At this month’s National Insurance Conference of Canada (NICC) in Quebec City, Insurance Bureau of Canada president and CEO Don Forgeron told delegates that earthquakes present a major risk to the country’s economy and the property and casualty industry.

He cited Natural Resources Canada estimates that within the next 50  years, there is a 5% to 15% chance of a major quake in the Ottawa/Montreal/Quebec City region, although he said other sources have predicted a major event sooner. That risk is higher in British Columbia, at about 30% over the next 50 years.

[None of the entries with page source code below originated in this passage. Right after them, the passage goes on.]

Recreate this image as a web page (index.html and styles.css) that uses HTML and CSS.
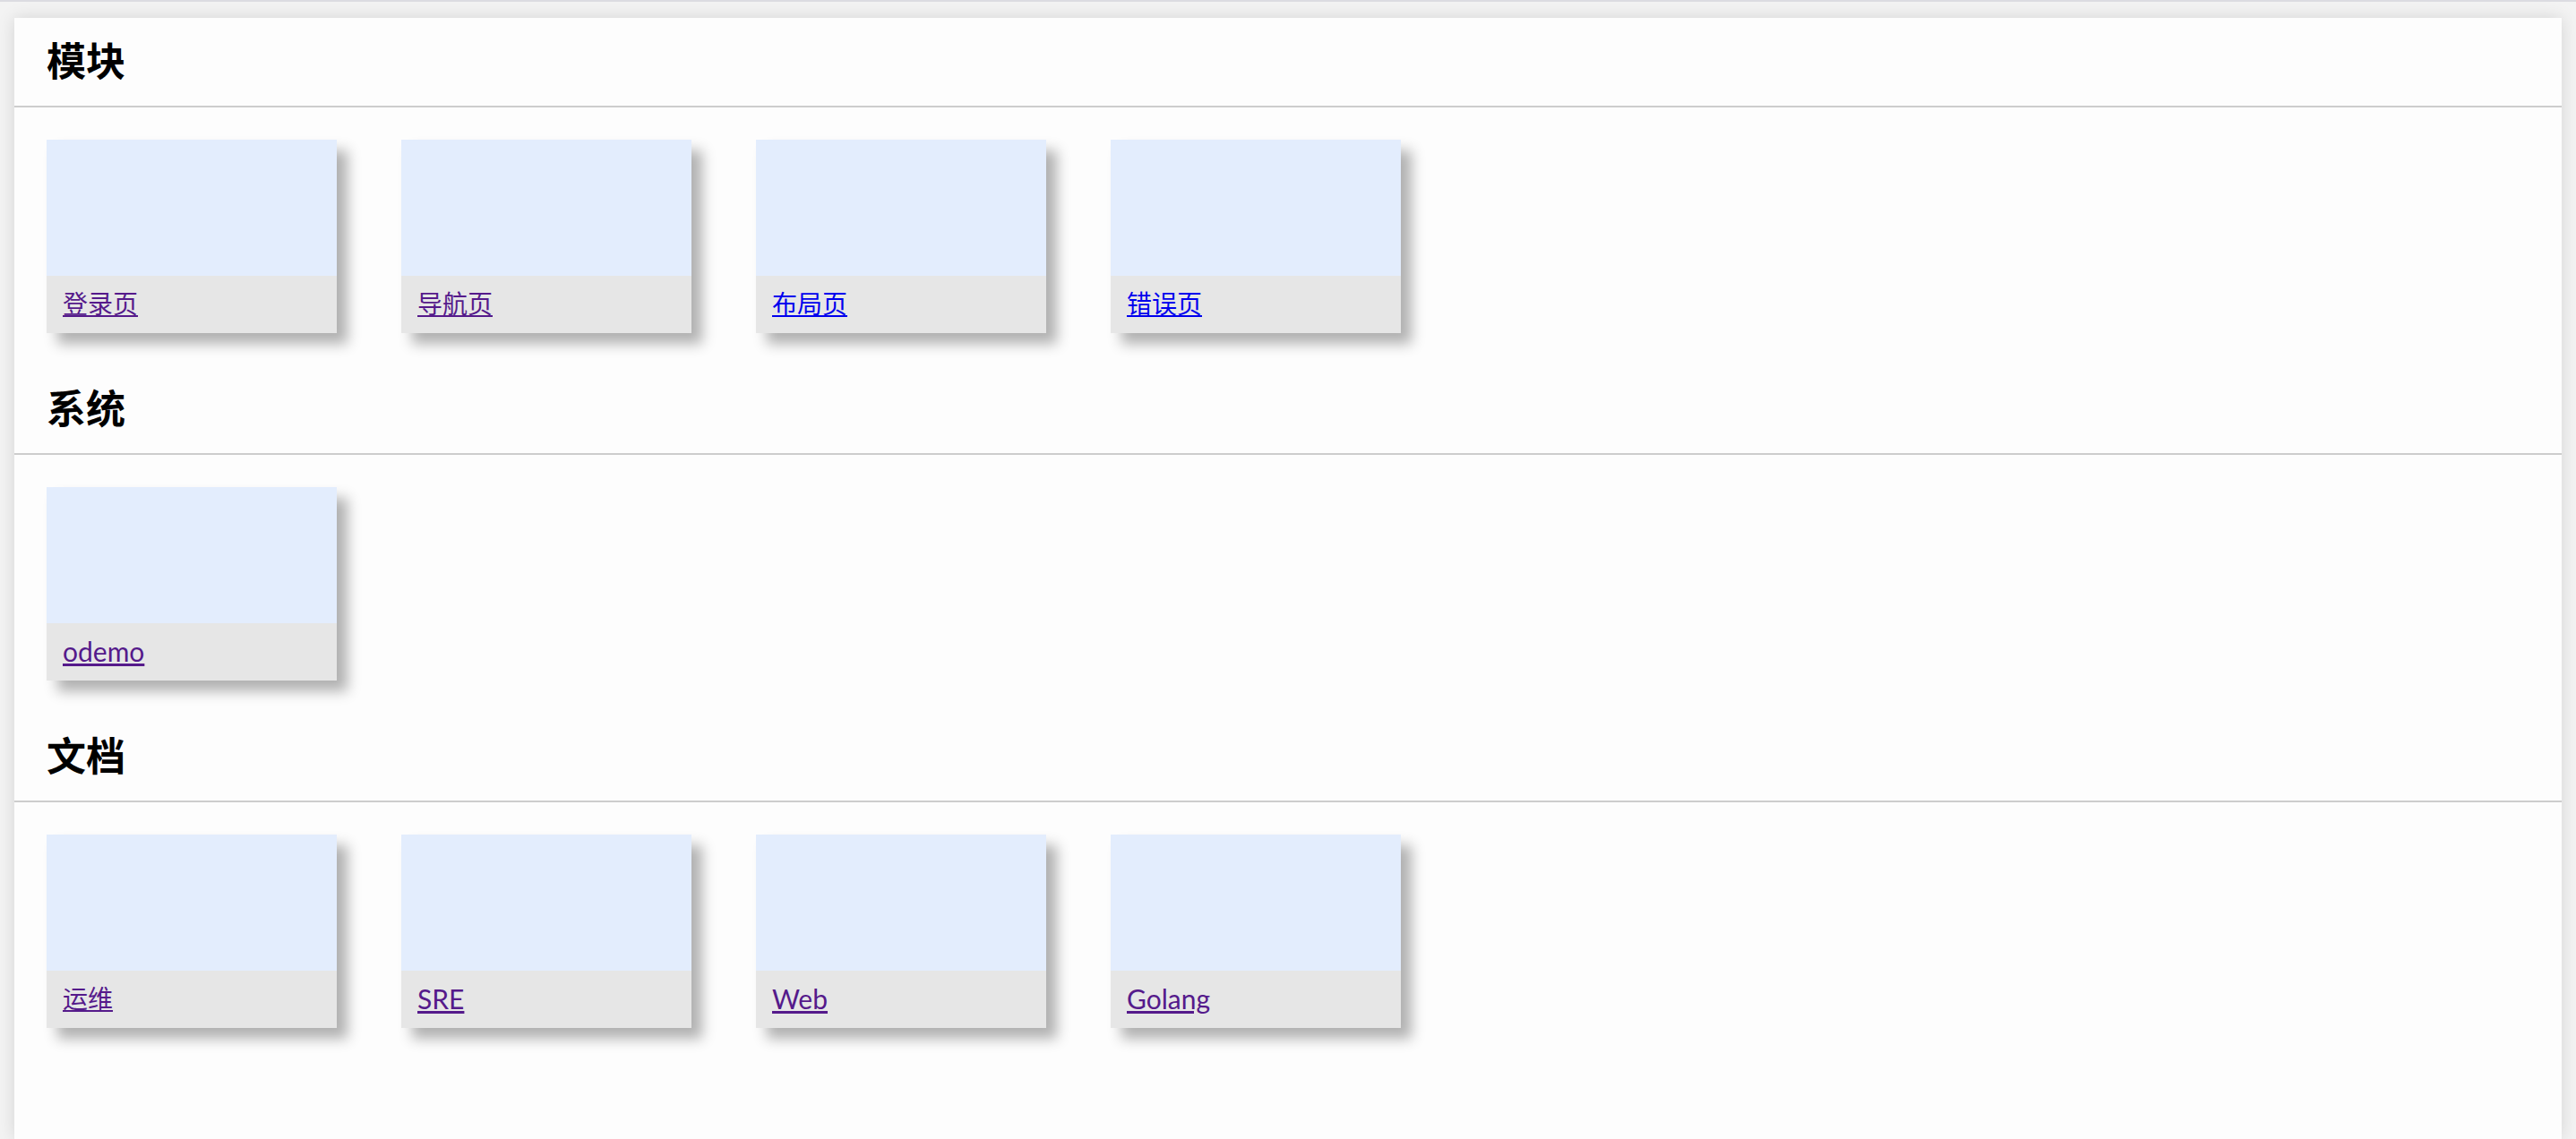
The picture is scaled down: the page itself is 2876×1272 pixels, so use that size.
FILE: index.html
```html
<!DOCTYPE html>
<html lang="zh-CN">
<head>
<meta charset="utf-8">
<title>导航</title>
<link rel="stylesheet" href="styles.css">
</head>
<body>
<div class="topbar"></div>
<main class="panel">
  <section class="group">
    <h2 class="group-title">模块</h2>
    <div class="cards">
      <div class="card"><div class="card-thumb"></div><div class="card-foot"><a class="card-link visited" href="#">登录页</a></div></div>
      <div class="card"><div class="card-thumb"></div><div class="card-foot"><a class="card-link visited" href="#">导航页</a></div></div>
      <div class="card"><div class="card-thumb"></div><div class="card-foot"><a class="card-link" href="#">布局页</a></div></div>
      <div class="card"><div class="card-thumb"></div><div class="card-foot"><a class="card-link" href="#">错误页</a></div></div>
    </div>
  </section>
  <section class="group">
    <h2 class="group-title">系统</h2>
    <div class="cards">
      <div class="card"><div class="card-thumb"></div><div class="card-foot"><a class="card-link visited latin" href="#">odemo</a></div></div>
    </div>
  </section>
  <section class="group">
    <h2 class="group-title">文档</h2>
    <div class="cards">
      <div class="card"><div class="card-thumb"></div><div class="card-foot"><a class="card-link visited" href="#">运维</a></div></div>
      <div class="card"><div class="card-thumb"></div><div class="card-foot"><a class="card-link visited latin" href="#">SRE</a></div></div>
      <div class="card"><div class="card-thumb"></div><div class="card-foot"><a class="card-link visited latin" href="#">Web</a></div></div>
      <div class="card"><div class="card-thumb"></div><div class="card-foot"><a class="card-link visited latin" href="#">Golang</a></div></div>
    </div>
  </section>
</main>
</body>
</html>
```

FILE: styles.css
```css
html, body {
  margin: 0;
  padding: 0;
}
body {
  background: #f3f3f3;
  font-family: Lato, "Noto Sans CJK SC", sans-serif;
  height: 100vh;
  overflow: hidden;
  display: flex;
  flex-direction: column;
}
.topbar {
  height: 2px;
  background: #dcdce1;
  flex: none;
}
.panel {
  margin: 18px 16px 0;
  flex: 1;
  background: #fdfdfd;
  box-shadow: 0 0 18px rgba(0, 0, 0, 0.13);
}
.group-title {
  margin: 0;
  padding: 14px 36px 20px;
  font-family: "Noto Sans CJK SC", sans-serif;
  font-weight: 700;
  font-size: 44px;
  line-height: 64px;
  color: #000;
  border-bottom: 2px solid #cdcdcd;
}
.cards {
  display: flex;
  gap: 72px;
  padding: 36px 36px 36px;
}
.card {
  width: 324px;
  height: 216px;
  display: flex;
  flex-direction: column;
  box-shadow: 12px 12px 14px rgba(0, 0, 0, 0.3);
}
.card-thumb {
  height: 152px;
  background: #e3edfd;
}
.card-foot {
  flex: 1;
  background: #e6e6e6;
  display: flex;
  align-items: center;
  padding: 0 0 3px 18px;
}
.card-link {
  font-size: 28px;
  line-height: 36px;
  color: #0000ee;
  text-decoration: underline;
}
.card-link.latin {
  font-size: 30px;
}
.card-link.visited {
  color: #551a8b;
}
```
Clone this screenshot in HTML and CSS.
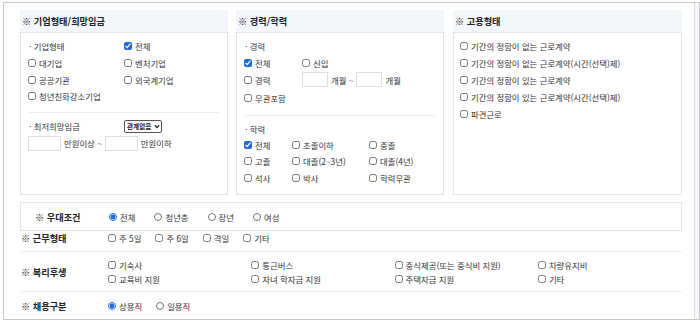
FILE: index.html
```html
<!DOCTYPE html>
<html lang="ko">
<head>
    <meta charset="UTF-8">
    <title>상세검색</title>
    <link rel="stylesheet" href="styles.css">
</head>
<body>
    <div class="frame">
        <div class="content">
            <div class="cols">
                <section class="panel panel-company">
                    <h3 class="panel-title">※ 기업형태/희망임금</h3>
                    <div class="panel-body">
                        <div class="grid grid-company">
                            <span class="sub">· 기업형태</span>
                            <label class="chk"><input type="checkbox" checked>전체</label>
                            <label class="chk"><input type="checkbox">대기업</label>
                            <label class="chk"><input type="checkbox">벤처기업</label>
                            <label class="chk"><input type="checkbox">공공기관</label>
                            <label class="chk"><input type="checkbox">외국계기업</label>
                            <label class="chk"><input type="checkbox">청년친화강소기업</label>
                        </div>
                        <hr class="sep">
                        <div class="grid grid-company">
                            <span class="sub">· 최저희망임금</span>
                            <div class="select"><span>관계없음</span>
                                <svg width="6" height="5" viewBox="0 0 6 5"><path d="M0.8 1.2 L3 3.6 L5.2 1.2" fill="none" stroke="#222" stroke-width="1.3"/></svg>
                            </div>
                        </div>
                        <div class="range">
                            <input type="text" class="num">
                            <span>만원이상 ~</span>
                            <input type="text" class="num">
                            <span>만원이하</span>
                        </div>
                    </div>
                </section>

                <section class="panel panel-career">
                    <h3 class="panel-title">※ 경력/학력</h3>
                    <div class="panel-body">
                        <div class="sub sub-line">· 경력</div>
                        <div class="grid grid-career">
                            <label class="chk"><input type="checkbox" checked>전체</label>
                            <label class="chk"><input type="checkbox">신입</label>
                            <label class="chk"><input type="checkbox">경력</label>
                            <div class="range range-month">
                                <input type="text" class="num num-sm">
                                <span>개월 ~</span>
                                <input type="text" class="num num-sm">
                                <span>개월</span>
                            </div>
                            <label class="chk"><input type="checkbox">무관포함</label>
                        </div>
                        <hr class="sep sep-career">
                        <div class="sub sub-line">· 학력</div>
                        <div class="grid grid-edu">
                            <label class="chk"><input type="checkbox" checked>전체</label>
                            <label class="chk"><input type="checkbox">초졸이하</label>
                            <label class="chk"><input type="checkbox">중졸</label>
                            <label class="chk"><input type="checkbox">고졸</label>
                            <label class="chk"><input type="checkbox">대졸(2~3년)</label>
                            <label class="chk"><input type="checkbox">대졸(4년)</label>
                            <label class="chk"><input type="checkbox">석사</label>
                            <label class="chk"><input type="checkbox">박사</label>
                            <label class="chk"><input type="checkbox">학력무관</label>
                        </div>
                    </div>
                </section>

                <section class="panel panel-employ">
                    <h3 class="panel-title">※ 고용형태</h3>
                    <div class="panel-body">
                        <div class="list">
                            <label class="chk"><input type="checkbox">기간의 정함이 없는 근로계약</label>
                            <label class="chk"><input type="checkbox">기간의 정함이 없는 근로계약(시간(선택)제)</label>
                            <label class="chk"><input type="checkbox">기간의 정함이 있는 근로계약</label>
                            <label class="chk"><input type="checkbox">기간의 정함이 있는 근로계약(시간(선택)제)</label>
                            <label class="chk"><input type="checkbox">파견근로</label>
                        </div>
                    </div>
                </section>
            </div>

            <div class="pref">
                <span class="row-label">※ 우대조건</span>
                <div class="opts">
                    <label class="chk"><input type="radio" name="pref" checked>전체</label>
                    <label class="chk"><input type="radio" name="pref">청년층</label>
                    <label class="chk"><input type="radio" name="pref">장년</label>
                    <label class="chk"><input type="radio" name="pref">여성</label>
                </div>
            </div>

            <div class="row row-work">
                <span class="row-label">※ 근무형태</span>
                <div class="opts opts-work">
                    <label class="chk"><input type="checkbox">주 5일</label>
                    <label class="chk"><input type="checkbox">주 6일</label>
                    <label class="chk"><input type="checkbox">격일</label>
                    <label class="chk"><input type="checkbox">기타</label>
                </div>
            </div>

            <div class="row row-welfare">
                <span class="row-label">※ 복리후생</span>
                <div class="grid grid-welfare">
                    <label class="chk"><input type="checkbox">기숙사</label>
                    <label class="chk"><input type="checkbox">통근버스</label>
                    <label class="chk"><input type="checkbox">중식제공(또는 중식비 지원)</label>
                    <label class="chk"><input type="checkbox">차량유지비</label>
                    <label class="chk"><input type="checkbox">교육비 지원</label>
                    <label class="chk"><input type="checkbox">자녀 학자금 지원</label>
                    <label class="chk"><input type="checkbox">주택자금 지원</label>
                    <label class="chk"><input type="checkbox">기타</label>
                </div>
            </div>

            <div class="row row-hire">
                <span class="row-label">※ 채용구분</span>
                <div class="opts opts-hire">
                    <label class="chk"><input type="radio" name="hire" checked>상용직</label>
                    <label class="chk"><input type="radio" name="hire">일용직</label>
                </div>
            </div>
        </div>
        <div class="scrollbar"></div>
    </div>
</body>
</html>
```

FILE: styles.css
```css
* { margin: 0; padding: 0; box-sizing: border-box; }

body {
    font-family: "Noto Sans CJK KR", "Noto Sans", sans-serif;
    font-size: 8.4px;
    color: #333;
    background: #fff;
}

.frame {
    display: flex;
    width: 697px;
    height: 318px;
    margin: 2px 0 0 3px;
    border: 1px solid #c7c9cc;
}

.content {
    flex: 1;
    padding: 7px 12px 0 16px;
}

.scrollbar {
    width: 6px;
    border-left: 1px solid #d9dde2;
    background: #f6f8fa;
}

.cols {
    display: flex;
    gap: 8px;
}

.panel-company,
.panel-career { width: 208px; }
.panel-employ { width: 229px; margin-left: 1px; }

.panel-title {
    height: 22px;
    line-height: 22px;
    padding-left: 2px;
    font-size: 9.2px;
    font-weight: bold;
    color: #222;
    background: #f3f6fb;
}

.panel-body {
    height: 163px;
    border: 1px solid #e2e5e9;
    padding: 5px 7px 0 7px;
}

.grid {
    display: grid;
    align-items: center;
}

.grid-company {
    grid-template-columns: 96px 1fr;
    grid-auto-rows: 16.7px;
}

.sub { color: #333; padding-left: 1px; }
.sub-line { height: 16.5px; line-height: 16.5px; }

.chk {
    display: flex;
    align-items: center;
    gap: 3px;
    white-space: nowrap;
}

.chk input {
    width: 8px;
    height: 8px;
    margin: 0;
    accent-color: #1f6ad6;
    flex: none;
}

.sep {
    border: none;
    border-top: 1px solid #eceef1;
    margin: 7px 0 5px;
}

.select {
    display: flex;
    align-items: center;
    justify-content: space-between;
    width: 38px;
    height: 13px;
    padding: 0 1px 0 2px;
    border: 1px solid #555;
    border-radius: 2px;
    font-size: 6.6px;
    font-weight: bold;
    color: #222;
    white-space: nowrap;
}

.range {
    display: flex;
    align-items: center;
    gap: 3px;
    height: 18px;
}

.num {
    width: 33px;
    height: 15px;
    border: 1px solid #dcdfe3;
    background: #fff;
}

.num-sm { width: 26px; }

.grid-career {
    grid-template-columns: 58px 1fr;
    grid-template-rows: 16.5px 17.5px 19px;
}

.sep-career { margin: 7px 0 5px; }

.grid-edu {
    grid-template-columns: 48px 77px 1fr;
    grid-auto-rows: 16.3px;
}

.list {
    display: grid;
    grid-auto-rows: 16.8px;
    align-items: center;
    margin-left: -1px;
}

.pref {
    display: flex;
    align-items: center;
    height: 29px;
    margin-top: 7px;
    border: 1px solid #e2e5e9;
    padding-left: 14px;
}

.row-label {
    font-size: 9.2px;
    font-weight: bold;
    color: #222;
    width: 73px;
    flex: none;
}

.pref .row-label { width: 74px; }

.opts {
    display: flex;
    gap: 19px;
}

.opts-work { gap: 14px; }
.opts-hire { gap: 14px; }

.row {
    display: flex;
    align-items: center;
    border-bottom: 1px solid #eceef1;
}

.row .row-label { width: 88px; padding-left: 1px; }

.row-work { height: 21px; padding-bottom: 6px; }

.row-welfare { height: 40px; }

.grid-welfare {
    grid-template-columns: repeat(4, 143.3px);
    grid-auto-rows: 14px;
}

.row-hire { height: 27px; border-bottom: none; }
```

“The other thing that we’re concerned about in east is that infrastructure’s a lot older in the east than it is in the west,” McGillivray said. Even small earthquakes can cause old chimneys to fall, for example, which happened during the Val-des-Bois area earthquake in June 2010.

The industry doesn’t have solid numbers for the uptake of earthquake coverage in Quebec, but it is very low, McGillivray said. In British Columbia, a much higher-risk area, about 50% of residents have earthquake coverage, according to a report earlier this year from Square One Insurance.

An event like this Montreal-area earthquake usually prompts some people to call their brokers and ask about earthquake coverage, as well as a proactive response from industry groups like IBC, but that response often dies out quickly, he said. “It’s got to be a broad, concerted effort,” McGillivray said. “No one company is going to want more exposure.”